• **YOUR OBJECTIVE**
Go through the listing below and list every line with "recreates".

• **EXTRACTED INFORMATION**
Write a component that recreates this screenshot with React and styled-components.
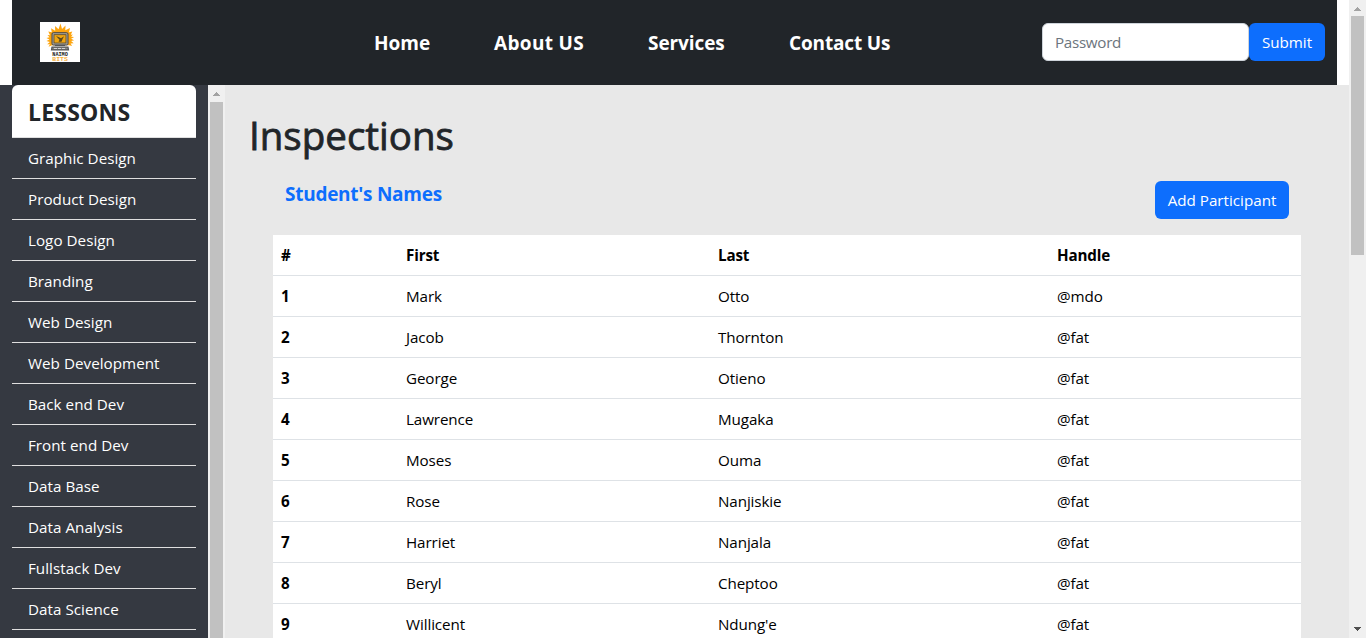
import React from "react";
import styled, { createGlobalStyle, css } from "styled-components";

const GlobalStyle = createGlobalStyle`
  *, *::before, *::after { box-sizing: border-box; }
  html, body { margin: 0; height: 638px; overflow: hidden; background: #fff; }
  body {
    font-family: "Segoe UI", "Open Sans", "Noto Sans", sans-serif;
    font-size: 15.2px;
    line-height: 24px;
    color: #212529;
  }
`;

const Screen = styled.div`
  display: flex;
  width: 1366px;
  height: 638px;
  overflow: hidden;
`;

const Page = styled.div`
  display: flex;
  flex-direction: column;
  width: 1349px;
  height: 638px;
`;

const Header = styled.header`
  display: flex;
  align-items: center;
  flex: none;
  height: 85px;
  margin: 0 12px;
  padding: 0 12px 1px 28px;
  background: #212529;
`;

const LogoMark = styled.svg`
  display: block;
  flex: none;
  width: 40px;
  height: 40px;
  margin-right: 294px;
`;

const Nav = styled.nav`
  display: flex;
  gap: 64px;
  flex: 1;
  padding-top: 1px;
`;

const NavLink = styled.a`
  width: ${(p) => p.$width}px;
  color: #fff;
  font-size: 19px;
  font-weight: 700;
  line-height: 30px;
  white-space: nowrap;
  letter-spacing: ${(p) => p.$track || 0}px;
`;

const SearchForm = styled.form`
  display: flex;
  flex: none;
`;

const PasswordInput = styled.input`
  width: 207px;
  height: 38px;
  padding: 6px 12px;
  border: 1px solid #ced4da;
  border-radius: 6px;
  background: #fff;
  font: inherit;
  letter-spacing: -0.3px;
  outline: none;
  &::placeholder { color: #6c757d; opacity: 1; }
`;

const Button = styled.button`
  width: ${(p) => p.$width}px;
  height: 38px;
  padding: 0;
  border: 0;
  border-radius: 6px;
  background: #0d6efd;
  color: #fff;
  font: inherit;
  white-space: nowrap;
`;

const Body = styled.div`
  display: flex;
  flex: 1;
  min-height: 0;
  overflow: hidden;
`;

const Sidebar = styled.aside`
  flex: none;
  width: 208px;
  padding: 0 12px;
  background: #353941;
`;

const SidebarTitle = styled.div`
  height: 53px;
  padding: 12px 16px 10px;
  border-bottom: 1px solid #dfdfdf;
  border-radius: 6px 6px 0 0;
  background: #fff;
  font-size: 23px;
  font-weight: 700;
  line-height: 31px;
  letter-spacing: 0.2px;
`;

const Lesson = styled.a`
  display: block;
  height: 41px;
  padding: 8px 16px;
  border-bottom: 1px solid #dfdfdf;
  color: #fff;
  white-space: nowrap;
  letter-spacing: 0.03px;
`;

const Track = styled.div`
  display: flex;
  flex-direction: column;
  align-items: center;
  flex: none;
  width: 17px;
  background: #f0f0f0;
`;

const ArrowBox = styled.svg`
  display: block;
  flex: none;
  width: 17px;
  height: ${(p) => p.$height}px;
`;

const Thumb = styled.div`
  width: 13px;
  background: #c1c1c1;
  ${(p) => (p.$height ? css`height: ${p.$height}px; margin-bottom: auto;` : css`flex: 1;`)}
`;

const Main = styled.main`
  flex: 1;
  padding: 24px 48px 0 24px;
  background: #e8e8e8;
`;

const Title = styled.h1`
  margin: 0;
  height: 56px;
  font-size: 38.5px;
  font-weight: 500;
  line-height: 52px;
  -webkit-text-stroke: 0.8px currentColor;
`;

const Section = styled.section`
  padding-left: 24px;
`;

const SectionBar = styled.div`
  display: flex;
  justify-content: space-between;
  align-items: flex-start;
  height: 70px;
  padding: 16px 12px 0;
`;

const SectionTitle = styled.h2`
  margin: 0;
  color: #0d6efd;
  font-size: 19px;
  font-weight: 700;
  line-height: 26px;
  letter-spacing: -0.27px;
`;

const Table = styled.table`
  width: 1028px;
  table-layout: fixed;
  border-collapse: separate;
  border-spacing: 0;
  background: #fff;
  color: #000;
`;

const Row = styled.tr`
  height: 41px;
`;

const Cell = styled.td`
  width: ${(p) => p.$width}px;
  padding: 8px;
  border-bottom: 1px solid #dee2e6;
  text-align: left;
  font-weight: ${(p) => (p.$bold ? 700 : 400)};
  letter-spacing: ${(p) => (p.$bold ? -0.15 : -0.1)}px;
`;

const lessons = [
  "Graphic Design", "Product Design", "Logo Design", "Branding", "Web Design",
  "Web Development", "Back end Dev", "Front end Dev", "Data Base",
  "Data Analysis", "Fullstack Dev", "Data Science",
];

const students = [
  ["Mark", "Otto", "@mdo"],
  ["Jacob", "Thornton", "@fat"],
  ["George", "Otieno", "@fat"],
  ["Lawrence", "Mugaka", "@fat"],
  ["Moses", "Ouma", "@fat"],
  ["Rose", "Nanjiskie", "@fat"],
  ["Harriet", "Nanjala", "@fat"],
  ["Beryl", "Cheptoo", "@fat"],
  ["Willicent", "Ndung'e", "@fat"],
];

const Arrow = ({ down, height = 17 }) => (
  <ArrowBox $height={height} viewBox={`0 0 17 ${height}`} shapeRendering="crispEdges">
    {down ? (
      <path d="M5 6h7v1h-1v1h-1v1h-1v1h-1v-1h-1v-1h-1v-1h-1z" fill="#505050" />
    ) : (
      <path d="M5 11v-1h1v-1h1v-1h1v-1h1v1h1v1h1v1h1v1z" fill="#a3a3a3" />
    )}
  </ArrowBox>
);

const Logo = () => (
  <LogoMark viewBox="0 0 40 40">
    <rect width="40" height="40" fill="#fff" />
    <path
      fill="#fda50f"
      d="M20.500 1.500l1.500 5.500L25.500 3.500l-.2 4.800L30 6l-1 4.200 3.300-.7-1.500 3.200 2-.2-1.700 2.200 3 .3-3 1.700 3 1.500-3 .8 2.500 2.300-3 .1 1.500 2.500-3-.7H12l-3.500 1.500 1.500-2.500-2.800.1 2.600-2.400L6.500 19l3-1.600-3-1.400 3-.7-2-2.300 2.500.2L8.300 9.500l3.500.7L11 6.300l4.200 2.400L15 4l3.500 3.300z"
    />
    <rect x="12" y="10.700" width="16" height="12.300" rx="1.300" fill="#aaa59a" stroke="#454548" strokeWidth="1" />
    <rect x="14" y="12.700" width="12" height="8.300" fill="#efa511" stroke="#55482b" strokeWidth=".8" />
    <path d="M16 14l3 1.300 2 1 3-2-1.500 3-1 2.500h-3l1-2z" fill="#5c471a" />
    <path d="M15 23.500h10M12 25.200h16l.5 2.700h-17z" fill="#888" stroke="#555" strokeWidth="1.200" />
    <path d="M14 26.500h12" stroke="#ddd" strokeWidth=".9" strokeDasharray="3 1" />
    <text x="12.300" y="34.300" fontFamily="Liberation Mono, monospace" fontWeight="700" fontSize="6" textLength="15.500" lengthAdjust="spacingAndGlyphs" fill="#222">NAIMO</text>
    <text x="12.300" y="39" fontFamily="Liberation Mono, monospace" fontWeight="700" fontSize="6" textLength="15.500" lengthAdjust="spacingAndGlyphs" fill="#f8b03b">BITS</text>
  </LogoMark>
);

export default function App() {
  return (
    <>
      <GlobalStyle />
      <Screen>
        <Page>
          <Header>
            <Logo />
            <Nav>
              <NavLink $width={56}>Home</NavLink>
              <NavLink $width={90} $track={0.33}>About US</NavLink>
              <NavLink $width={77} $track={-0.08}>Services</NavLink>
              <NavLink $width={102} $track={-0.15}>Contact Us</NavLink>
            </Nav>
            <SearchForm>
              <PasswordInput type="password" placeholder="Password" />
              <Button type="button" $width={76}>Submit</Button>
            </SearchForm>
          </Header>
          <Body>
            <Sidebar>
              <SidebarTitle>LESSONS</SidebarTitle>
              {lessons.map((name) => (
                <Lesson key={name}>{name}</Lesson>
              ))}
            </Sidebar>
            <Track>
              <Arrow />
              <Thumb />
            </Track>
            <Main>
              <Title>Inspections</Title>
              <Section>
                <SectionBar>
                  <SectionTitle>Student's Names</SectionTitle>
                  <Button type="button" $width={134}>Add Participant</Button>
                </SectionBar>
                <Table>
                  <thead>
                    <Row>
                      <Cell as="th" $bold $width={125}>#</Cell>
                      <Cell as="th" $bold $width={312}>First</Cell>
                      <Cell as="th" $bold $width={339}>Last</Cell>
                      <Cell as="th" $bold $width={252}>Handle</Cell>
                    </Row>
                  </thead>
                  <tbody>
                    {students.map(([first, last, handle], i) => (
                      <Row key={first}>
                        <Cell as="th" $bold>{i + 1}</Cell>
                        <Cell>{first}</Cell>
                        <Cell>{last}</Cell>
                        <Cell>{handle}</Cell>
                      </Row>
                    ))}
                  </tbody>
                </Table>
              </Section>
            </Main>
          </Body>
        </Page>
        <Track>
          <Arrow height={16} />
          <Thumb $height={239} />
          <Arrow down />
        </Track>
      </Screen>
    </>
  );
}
* * *
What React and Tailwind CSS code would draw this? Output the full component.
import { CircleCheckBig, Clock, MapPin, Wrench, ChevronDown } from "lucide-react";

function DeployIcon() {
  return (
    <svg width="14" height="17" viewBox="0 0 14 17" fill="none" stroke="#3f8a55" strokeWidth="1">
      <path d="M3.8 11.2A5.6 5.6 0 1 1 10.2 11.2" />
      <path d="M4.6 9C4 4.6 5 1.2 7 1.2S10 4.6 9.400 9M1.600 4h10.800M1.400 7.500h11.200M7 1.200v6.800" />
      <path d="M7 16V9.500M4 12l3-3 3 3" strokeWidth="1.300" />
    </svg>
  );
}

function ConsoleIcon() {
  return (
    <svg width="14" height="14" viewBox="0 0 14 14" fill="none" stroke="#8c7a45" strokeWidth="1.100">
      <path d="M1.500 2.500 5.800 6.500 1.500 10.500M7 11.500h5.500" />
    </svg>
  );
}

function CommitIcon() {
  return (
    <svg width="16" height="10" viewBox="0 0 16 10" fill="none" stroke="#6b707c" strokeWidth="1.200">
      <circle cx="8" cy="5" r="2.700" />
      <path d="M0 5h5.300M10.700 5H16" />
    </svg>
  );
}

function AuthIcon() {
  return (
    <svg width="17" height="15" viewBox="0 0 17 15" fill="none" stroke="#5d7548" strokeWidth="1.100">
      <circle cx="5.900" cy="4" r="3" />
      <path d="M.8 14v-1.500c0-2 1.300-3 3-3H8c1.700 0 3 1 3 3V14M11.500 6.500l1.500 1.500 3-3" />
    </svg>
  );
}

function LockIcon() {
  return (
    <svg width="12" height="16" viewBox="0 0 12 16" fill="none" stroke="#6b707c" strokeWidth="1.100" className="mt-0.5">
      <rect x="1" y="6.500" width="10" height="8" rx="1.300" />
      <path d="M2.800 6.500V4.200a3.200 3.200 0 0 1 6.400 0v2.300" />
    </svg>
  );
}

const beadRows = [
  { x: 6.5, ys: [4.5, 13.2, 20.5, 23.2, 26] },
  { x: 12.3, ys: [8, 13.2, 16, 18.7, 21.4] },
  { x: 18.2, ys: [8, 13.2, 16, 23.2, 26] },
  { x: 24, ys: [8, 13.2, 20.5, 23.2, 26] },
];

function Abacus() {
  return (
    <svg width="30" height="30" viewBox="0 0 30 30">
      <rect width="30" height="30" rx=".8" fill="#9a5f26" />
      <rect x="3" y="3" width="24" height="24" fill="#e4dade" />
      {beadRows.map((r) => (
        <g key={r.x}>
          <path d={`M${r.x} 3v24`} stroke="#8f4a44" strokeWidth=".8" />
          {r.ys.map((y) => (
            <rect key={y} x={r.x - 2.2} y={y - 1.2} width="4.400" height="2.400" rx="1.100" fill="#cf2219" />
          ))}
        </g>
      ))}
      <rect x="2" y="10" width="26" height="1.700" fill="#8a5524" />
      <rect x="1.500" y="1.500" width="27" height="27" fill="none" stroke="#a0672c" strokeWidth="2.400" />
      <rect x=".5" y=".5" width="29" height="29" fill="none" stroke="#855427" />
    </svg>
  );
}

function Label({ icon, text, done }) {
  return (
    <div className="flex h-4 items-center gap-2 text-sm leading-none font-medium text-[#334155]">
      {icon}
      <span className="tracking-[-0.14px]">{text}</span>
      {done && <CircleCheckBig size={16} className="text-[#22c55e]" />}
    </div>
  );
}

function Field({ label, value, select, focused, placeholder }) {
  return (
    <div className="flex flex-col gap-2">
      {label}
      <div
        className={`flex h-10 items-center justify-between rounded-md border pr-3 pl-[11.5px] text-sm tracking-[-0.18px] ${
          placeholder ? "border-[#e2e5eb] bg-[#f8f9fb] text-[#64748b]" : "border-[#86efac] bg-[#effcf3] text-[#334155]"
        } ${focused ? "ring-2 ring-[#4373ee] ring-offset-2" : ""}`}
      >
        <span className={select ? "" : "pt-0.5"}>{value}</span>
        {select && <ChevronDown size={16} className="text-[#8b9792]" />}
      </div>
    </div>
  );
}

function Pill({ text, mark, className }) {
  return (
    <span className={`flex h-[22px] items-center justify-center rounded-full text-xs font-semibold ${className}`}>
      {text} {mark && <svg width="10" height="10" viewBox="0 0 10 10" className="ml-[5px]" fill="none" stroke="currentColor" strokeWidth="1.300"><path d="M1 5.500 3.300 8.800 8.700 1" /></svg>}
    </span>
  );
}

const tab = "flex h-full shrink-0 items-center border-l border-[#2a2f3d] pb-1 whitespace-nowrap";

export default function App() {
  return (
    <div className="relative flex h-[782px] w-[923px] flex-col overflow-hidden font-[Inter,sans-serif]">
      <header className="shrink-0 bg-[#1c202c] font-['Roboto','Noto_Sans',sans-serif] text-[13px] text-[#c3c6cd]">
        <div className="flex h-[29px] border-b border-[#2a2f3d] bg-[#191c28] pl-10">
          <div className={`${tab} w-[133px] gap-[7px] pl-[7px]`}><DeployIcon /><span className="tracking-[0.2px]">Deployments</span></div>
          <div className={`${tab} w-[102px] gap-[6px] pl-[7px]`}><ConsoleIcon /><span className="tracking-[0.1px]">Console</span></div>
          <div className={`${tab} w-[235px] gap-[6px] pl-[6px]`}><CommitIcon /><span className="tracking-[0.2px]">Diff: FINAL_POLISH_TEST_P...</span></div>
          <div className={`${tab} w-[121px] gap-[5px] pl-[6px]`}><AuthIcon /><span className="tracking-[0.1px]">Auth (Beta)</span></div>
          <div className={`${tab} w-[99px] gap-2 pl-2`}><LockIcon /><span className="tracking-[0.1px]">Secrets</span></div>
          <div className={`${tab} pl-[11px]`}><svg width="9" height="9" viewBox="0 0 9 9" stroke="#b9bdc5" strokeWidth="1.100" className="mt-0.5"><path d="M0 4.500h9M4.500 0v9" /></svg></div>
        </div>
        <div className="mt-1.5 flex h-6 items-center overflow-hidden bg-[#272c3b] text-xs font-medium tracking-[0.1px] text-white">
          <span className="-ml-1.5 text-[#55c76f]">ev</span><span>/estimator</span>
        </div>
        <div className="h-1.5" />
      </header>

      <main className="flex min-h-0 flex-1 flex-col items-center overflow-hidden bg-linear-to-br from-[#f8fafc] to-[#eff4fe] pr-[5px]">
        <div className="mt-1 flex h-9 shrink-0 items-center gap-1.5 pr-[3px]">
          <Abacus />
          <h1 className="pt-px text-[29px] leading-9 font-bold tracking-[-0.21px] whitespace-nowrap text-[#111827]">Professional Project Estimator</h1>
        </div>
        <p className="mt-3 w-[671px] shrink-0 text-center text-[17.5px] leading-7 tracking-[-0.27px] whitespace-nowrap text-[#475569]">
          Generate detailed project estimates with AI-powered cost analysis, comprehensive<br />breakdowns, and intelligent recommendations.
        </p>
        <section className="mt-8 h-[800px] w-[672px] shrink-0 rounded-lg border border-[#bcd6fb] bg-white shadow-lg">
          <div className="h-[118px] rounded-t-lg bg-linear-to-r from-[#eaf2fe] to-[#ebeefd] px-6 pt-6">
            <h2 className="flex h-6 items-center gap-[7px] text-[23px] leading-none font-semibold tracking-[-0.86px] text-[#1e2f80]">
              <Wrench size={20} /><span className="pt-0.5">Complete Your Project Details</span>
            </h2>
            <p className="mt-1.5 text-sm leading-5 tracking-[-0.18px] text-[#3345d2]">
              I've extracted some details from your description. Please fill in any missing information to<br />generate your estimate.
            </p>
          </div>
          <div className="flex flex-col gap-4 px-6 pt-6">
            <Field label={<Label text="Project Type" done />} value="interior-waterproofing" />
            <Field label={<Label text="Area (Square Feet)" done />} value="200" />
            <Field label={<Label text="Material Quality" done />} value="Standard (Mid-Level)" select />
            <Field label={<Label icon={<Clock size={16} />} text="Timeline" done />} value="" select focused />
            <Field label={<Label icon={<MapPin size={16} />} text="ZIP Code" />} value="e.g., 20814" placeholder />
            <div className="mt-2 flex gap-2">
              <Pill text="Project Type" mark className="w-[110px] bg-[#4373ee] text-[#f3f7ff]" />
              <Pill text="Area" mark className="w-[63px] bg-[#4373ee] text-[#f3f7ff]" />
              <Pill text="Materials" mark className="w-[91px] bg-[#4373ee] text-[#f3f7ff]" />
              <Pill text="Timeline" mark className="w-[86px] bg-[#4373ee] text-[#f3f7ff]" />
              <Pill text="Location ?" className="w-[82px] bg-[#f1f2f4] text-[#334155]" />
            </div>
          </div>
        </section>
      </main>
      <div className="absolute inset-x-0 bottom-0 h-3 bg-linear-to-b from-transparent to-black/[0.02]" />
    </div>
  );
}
--
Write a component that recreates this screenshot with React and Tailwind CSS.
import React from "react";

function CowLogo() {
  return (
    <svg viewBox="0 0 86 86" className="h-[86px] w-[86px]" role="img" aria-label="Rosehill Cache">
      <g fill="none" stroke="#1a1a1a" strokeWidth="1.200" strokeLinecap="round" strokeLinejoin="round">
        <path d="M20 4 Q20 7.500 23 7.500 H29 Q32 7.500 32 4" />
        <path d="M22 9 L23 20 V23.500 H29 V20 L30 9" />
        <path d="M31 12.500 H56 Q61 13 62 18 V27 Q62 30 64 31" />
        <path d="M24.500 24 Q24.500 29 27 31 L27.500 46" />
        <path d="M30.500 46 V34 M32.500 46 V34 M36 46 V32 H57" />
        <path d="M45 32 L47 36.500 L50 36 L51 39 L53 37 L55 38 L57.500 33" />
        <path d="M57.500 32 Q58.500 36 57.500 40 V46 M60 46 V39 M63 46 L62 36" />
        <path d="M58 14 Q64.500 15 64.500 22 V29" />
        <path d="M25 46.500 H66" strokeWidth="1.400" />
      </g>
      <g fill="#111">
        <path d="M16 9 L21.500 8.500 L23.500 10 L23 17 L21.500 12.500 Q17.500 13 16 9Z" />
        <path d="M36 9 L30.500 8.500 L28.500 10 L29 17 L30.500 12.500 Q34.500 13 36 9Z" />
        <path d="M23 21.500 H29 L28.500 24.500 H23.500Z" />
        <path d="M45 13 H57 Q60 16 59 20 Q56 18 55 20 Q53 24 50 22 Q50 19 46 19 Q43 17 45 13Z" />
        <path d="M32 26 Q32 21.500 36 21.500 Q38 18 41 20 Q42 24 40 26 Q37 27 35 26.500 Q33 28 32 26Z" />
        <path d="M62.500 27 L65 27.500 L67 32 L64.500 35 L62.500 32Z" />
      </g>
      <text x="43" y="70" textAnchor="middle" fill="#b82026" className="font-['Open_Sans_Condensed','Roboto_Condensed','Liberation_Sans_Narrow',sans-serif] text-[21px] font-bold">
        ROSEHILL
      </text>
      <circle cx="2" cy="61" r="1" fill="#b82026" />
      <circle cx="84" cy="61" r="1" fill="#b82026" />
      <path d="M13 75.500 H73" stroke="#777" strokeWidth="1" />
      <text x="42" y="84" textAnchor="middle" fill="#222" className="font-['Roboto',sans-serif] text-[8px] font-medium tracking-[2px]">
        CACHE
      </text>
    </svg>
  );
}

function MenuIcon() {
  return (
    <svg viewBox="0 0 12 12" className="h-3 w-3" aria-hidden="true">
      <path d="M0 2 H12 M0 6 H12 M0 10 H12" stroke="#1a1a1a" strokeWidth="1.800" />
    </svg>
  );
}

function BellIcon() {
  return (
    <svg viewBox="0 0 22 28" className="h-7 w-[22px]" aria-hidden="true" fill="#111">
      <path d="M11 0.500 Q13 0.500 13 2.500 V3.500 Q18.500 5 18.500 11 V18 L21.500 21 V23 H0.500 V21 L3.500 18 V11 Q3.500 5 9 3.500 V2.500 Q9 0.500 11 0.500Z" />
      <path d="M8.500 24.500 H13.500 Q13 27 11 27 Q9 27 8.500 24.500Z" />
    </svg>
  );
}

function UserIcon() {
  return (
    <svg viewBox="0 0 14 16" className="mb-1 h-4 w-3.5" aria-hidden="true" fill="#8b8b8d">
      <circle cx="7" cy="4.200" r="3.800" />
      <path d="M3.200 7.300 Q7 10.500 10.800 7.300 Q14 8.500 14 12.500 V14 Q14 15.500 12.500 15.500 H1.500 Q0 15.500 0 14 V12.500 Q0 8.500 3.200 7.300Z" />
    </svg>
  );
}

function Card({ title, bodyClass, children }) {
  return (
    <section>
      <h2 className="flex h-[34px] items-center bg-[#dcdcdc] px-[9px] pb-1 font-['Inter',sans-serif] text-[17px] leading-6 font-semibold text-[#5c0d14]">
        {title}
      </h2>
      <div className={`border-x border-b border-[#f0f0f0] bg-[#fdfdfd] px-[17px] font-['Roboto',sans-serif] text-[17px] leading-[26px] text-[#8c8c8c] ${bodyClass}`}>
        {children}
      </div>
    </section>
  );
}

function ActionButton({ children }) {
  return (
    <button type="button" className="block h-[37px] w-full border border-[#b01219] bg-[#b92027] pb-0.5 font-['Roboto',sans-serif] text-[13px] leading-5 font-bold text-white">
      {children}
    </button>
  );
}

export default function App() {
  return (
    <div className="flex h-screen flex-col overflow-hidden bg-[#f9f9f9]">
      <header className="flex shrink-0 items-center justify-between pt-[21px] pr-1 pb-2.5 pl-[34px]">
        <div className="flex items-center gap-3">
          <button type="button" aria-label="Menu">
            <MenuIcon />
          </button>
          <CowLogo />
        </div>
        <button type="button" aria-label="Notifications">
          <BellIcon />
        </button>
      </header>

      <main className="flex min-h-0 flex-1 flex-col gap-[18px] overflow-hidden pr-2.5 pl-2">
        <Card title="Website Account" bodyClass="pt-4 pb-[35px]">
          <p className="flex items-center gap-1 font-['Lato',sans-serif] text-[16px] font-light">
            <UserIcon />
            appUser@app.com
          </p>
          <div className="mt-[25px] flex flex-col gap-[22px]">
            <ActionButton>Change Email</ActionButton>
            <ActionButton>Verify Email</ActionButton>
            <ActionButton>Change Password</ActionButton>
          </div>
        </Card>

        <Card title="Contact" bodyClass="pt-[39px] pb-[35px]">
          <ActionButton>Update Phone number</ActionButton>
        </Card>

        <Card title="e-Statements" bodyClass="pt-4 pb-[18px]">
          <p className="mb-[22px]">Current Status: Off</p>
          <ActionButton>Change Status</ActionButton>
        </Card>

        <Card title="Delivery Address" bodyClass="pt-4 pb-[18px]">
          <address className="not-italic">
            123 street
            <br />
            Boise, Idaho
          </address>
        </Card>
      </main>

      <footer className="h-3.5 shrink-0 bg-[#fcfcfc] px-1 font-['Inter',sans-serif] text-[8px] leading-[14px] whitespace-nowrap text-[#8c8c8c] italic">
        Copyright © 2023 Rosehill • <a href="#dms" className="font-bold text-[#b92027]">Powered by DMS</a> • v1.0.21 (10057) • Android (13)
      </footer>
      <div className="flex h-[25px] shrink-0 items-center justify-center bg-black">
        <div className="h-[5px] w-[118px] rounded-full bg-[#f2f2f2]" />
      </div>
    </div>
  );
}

• **RESPONSE**
Write a component that recreates this screenshot with React and styled-components.
Write a component that recreates this screenshot with React and Tailwind CSS.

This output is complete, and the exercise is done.